The Italian university system is undergoing significant transformation, also as a consequence of recent statutory reforms. Within this process, the long-established Faculty of Law of the University of Parma has now become the Department of Law. Within the Department various programmes are taught, including the Degree in Law (Single Cycle) and the Bachelor (First Cycle) and Master (Second Cycle) Degrees in Social Work and in Political Science. An introduction to each of these programmes may be found in the relevant section of this website and in the Student Guide.
The Degree in Law, after which the Department is named in keeping with traditions, aims at educating future legal professionals, in particular practicing lawyers, judges and notaries public. However, the programme also ensures adequate competencies and knowledge to students wishing to undergo a career in private and public sectors, at the national and international levels.
In order to take fully advantage of their legal education, students should possess a committed cultural background, proficient language skills, and be open-minded, favouring discussion and critical approaches to problems. Indeed, only the patient cooperation between different stakeholders can bring to a solution for many of the problems of day-to-day life. Students approaching legal studies often have the narrow thinking that this requires nothing but studying statutory rules, which are indeed increasingly complex. However, an understanding of changing social and human needs is essential in order to identify those rules which are both appropriate and consistent within the overall legal system to cope with them. In this framework, it is of primary importance to understand the increasing need of coordination among rules in a pluralistic, transnational and globalized legal context. It is easy to understand that reducing legal knowledge and competences to the mere knowledge of legal rules is fallacious. It is essentials for students to learn and command legal reasoning techniques which enable them to identify and use new rules of law, but also to interpret old ones in order to meet new needs.

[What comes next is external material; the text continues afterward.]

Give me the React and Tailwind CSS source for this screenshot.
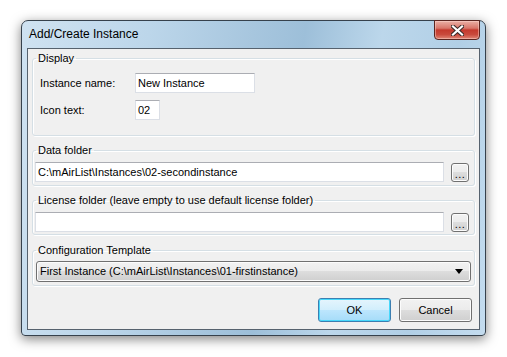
import React from 'react';

// Windows 7 style "Add/Create Instance" dialog

const Group = ({ label, className, children }) => (
  <fieldset className="rounded-[3px] border border-[#d5dfe5] shadow-[inset_1px_1px_0_#ffffff,1px_1px_0_#ffffff]">
    <legend className="ml-[3px] px-[2px] leading-[14px]">{label}</legend>
    <div className={className}>{children}</div>
  </fieldset>
);

const TextBox = ({ value, className }) => (
  <div className={'h-[20px] flex items-center pl-[2px] bg-white border border-[#dbdfe6] border-t-[#abadb3] whitespace-nowrap overflow-hidden ' + className}>
    {value}
  </div>
);

const Ellipsis = () => (
  <button className="w-[18px] h-[19px] rounded-[3px] border border-[#707070] bg-[linear-gradient(#f2f2f2,#ebebeb_50%,#dddddd_50%,#cfcfcf)] shadow-[inset_0_0_0_1px_#fcfcfc] flex items-end justify-center pb-[3px] leading-[8px] text-[11px] tracking-[0.5px]">
    ...
  </button>
);

export default function App() {
  return (
    <div className="w-[507px] h-[357px] bg-white pt-[20px] pl-[21px] font-['Liberation_Sans',Arial,sans-serif] text-[11px] text-black">
      <div className="w-[465px] h-[316px] rounded-t-[7px] rounded-b-[4px] border border-[#36414c] bg-[linear-gradient(100deg,#cfe2f1_0%,#bcd6ea_25%,#a7c6de_45%,#9dbfd9_55%,#bcd7eb_70%,#b1cfe6_85%,#c4dcef_100%)] shadow-[0_3px_12px_rgba(0,0,0,0.5)] flex flex-col px-[5px] pb-[5px]">
        {/* title bar */}
        <div className="h-[27px] flex items-start justify-between">
          <span className="mt-[6px] ml-[2px] text-[12px] leading-[15px] text-black">Add/Create Instance</span>
          <button className="-mt-px w-[46px] h-[20px] rounded-b-[4px] border border-[#5a2520] bg-[linear-gradient(#eab0a6,#d8766a_40%,#c4392d_50%,#c94a3c_75%,#e08676)] shadow-[inset_0_0_0_1px_rgba(255,220,210,0.45)] flex items-center justify-center">
            <svg width="13" height="11" viewBox="0 0 13 11">
              <path d="M2 1.5 L11 9.5 M11 1.5 L2 9.5" stroke="#3a2a28" strokeWidth="4.2" strokeLinecap="square" fill="none" />
              <path d="M2 1.5 L11 9.5 M11 1.5 L2 9.5" stroke="#ffffff" strokeWidth="2.2" strokeLinecap="square" fill="none" />
            </svg>
          </button>
        </div>

        {/* client area */}
        <div className="flex-1 border border-[#56626e] bg-[#f0f0f0] px-[4px] pt-[2px] flex flex-col gap-[7px]">
          <Group label="Display" className="pl-[7px] pt-[8px] pb-[15px]">
            <div className="flex items-center h-[20px]">
              <span className="w-[95px]">Instance name:</span>
              <TextBox value="New Instance" className="w-[120px]" />
            </div>
            <div className="flex items-center h-[20px] mt-[7px]">
              <span className="w-[95px]">Icon text:</span>
              <TextBox value="02" className="w-[25px]" />
            </div>
          </Group>

          <Group label="Data folder" className="pl-[2px] pt-[5px] pb-[3px] flex items-center gap-[7px]">
            <TextBox value="C:\mAirList\Instances\02-secondinstance" className="w-[409px]" />
            <Ellipsis />
          </Group>

          <Group label="License folder (leave empty to use default license folder)" className="pl-[2px] pt-[5px] pb-[2px] flex items-center gap-[7px]">
            <TextBox value="" className="w-[409px]" />
            <Ellipsis />
          </Group>

          <div className="mt-px">
            <Group label="Configuration Template" className="pl-[3px] pt-[4px] pb-[3px]">
              <div className="w-[435px] h-[21px] rounded-[3px] border border-[#707070] bg-[linear-gradient(#f2f2f2,#ebebeb_50%,#dddddd_50%,#cfcfcf)] shadow-[inset_0_0_0_1px_#fcfcfc] flex items-center justify-between pl-[3px] pr-[7px]">
                <span>First Instance (C:\mAirList\Instances\01-firstinstance)</span>
                <svg width="8" height="5" viewBox="0 0 8 5">
                  <path d="M0 0 H8 L4 5 Z" fill="#000" />
                </svg>
              </div>
            </Group>
          </div>

          <div className="mt-[5px] flex justify-end gap-[8px] pr-[3px]">
            <button className="w-[73px] h-[24px] rounded-[3px] border border-[#3c7fb1] bg-[linear-gradient(#e5f5fd,#d1eefc_50%,#bde6fd_50%,#a5dcf9)] shadow-[inset_0_0_0_1px_#48d8fb] text-[11px]">
              OK
            </button>
            <button className="w-[73px] h-[24px] rounded-[3px] border border-[#707070] bg-[linear-gradient(#f2f2f2,#ebebeb_50%,#dddddd_50%,#cfcfcf)] shadow-[inset_0_0_0_1px_#fcfcfc] text-[11px]">
              Cancel
            </button>
          </div>
        </div>
      </div>
    </div>
  );
}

As already mentioned, the Italian university system is undergoing major changes. The long-standing programme in Law has recently endured an intense innovation. However, it has preserved its traditional approach known as “prudentia iuris”. This expression sums up the attitude of solving the largest part of life’s problems through a strict use of dialectics, i.e. the art of arguing through logic, which is in turn indissolubly intertwined with tolerance and open-mindedness.
Continuing the effort initiated by the then Faculty, the Department of Law of the University of Parma is currently implementing the above-mentioned reforms. In particular, changes in the curricula have been introduced, as detailed in the Student Guide. Special mention should be made of the new curriculum for the Degree in Law, which took effect from a.y. 2008/2009.
Professors and Researches of the Department, with the cooperation of legal practitioners, have set up a School of Law (Scuola di specializzazione per le professioni legali). This higher legal training is aimed at law graduates (at master’s level) wishing to further their legal competences and skills in order to be eligible to admission to the bar, as well as to sit public competitions which are required to enter the judiciary (as judges or prosecutors) and to practice as notaries public.
Within available resources, other high-level vocational training and research programmes will be offered, in continuity with initiatives undertaken under the aegis of the former Faculty, including an Advanced Course in Labour Law. A PhD programme in Legal Sciences is now offered in cooperation with the Law Department of University of Modena and Reggio Emilia. Finally, existing cooperation with foreign Universities and academic institutions will be strengthened.
On behalf of the Department of Law, I convey to our students the wish that they may find in the academic life that feeling of trust and cooperation that is the precondition to progress safely and fruitfully in their path towards knowledge. In order to achieve this objective, it is essential to combine cultural curiosity and enthusiasm for old and new things with thorough and collaborative commitment.